Well-known writers have sometimes come out in the open to argue with hostile reviews, whether published in mainstream newspapers, blogs, Amazon, or community websites such as Goodreads. The Letters pages of the Times Literary Supplement are filled with authors responding to critics, sometimes to correct a small error, at other times to enter into a detailed defence. The general consensus is that writers seldom come off well when they disagree with their critics, though there are exceptions.
None of this is surprising, or even new. Anne Brontë’s second published novel, The Tenant of Wildfell Hall, appeared in 1848. There are two narrators. One is a woman who has fled domestic abuse. The other (and a particularly unreliable one at that) is the man who falls in love with her. The novel has always struck me as having much in common with today’s psychological thrillers.

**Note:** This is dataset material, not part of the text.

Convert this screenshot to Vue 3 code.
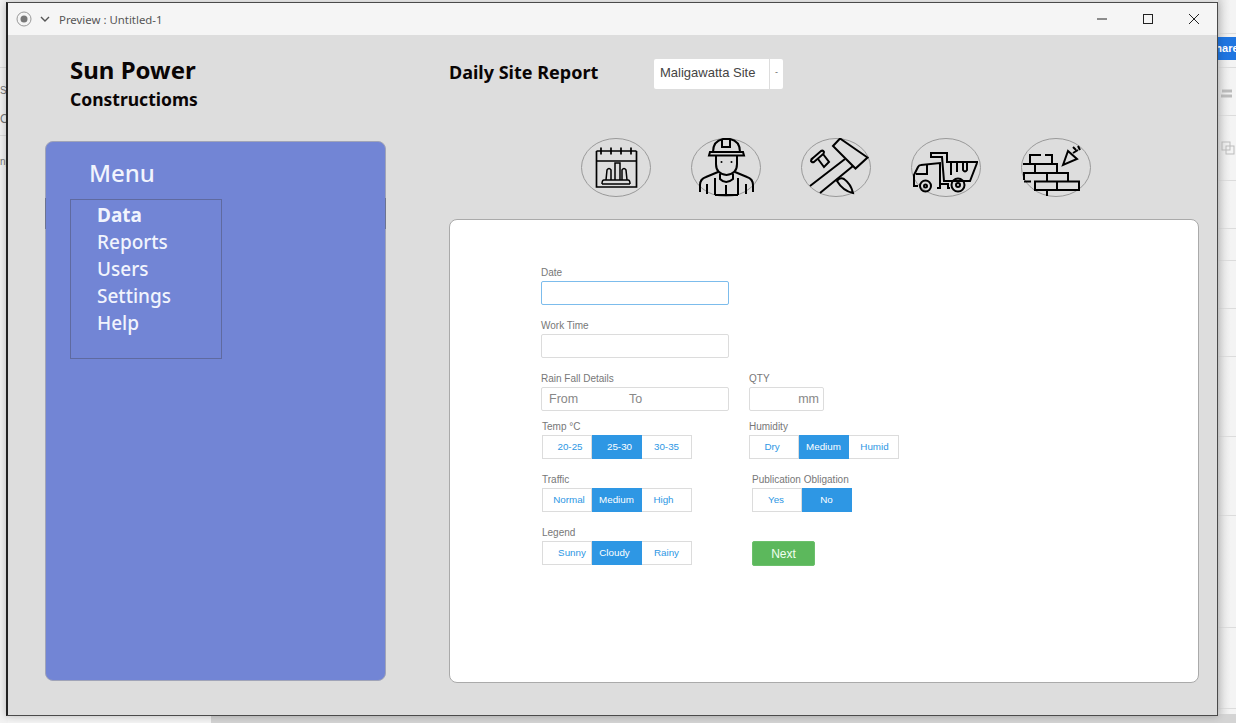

Anne Brontë wrote a Preface to the second edition of the novel. That Preface is essentially a long rebuttal of her critics. In it, Brontë tells us that The Tenant of Wildfell Hall was ‘censured with an asperity’ which she was ‘little prepared for’. Her shocked reaction to sharp criticism is one that many writers will identify with. Sharpe’s London Magazine said of the novel: ‘so revolting are many of the scenes, so coarse and disgusting the language put into the mouths of some of the characters, that the reviewer to whom we entrusted it returned it to us, saying it was unfit to be noticed in the pages of Sharpe; and we are so far of the same opinion’. Ouch.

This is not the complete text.